Rijksmuseum Twente

Rijksmuseum Twente

It’s weird, but even though I work together every day with people who live in Enschede, and though I’ve been told six or seven years ago that the Rijksmuseum Twente is well-worth a visit, I had never been to Enschede before. We had intended today to go to Rotterdam, to the Boijmans van Beuningen museum for the Dutch Primitives exhibition, but went the other way instead, to the Rijksmuseum Twente. At last.

It was well worth a visit: the neoclassicist exhibition with paintings from the Bruges school was rather nice and we bought the catalog. The collection of early Dutch painting is a bit uneven: it contains rather a lot of second or third rate work, but also a few absolute must-have-seen pieces. None of us has ever managed to get interested in modern, abstract art. Too often, a particular piece of modern art only looks good because all the other things surrounding it are even worse junk. The Pjotr Mueller statues were somewhat interesting, though.
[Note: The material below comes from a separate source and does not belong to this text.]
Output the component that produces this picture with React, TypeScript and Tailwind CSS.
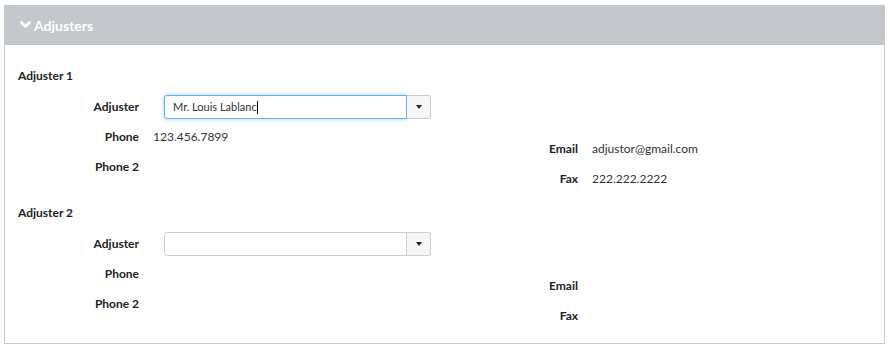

The Rijks Twente is a nice place, rather quiet, too: we were three out of maybe ten visitors. Still I don’t think museums should forbid visitors to photograph the pieces (if done without flash), that’s a bit old-fashioned. And to share one pin card reader among the main desk, museum shop and restaurant is a bit quaint, to say the least. But well worth a repeat visit: they have a history of out-of-the-way exhibitions, especially about unpopular periods in the history of art. And that’s something I’m very much interested in.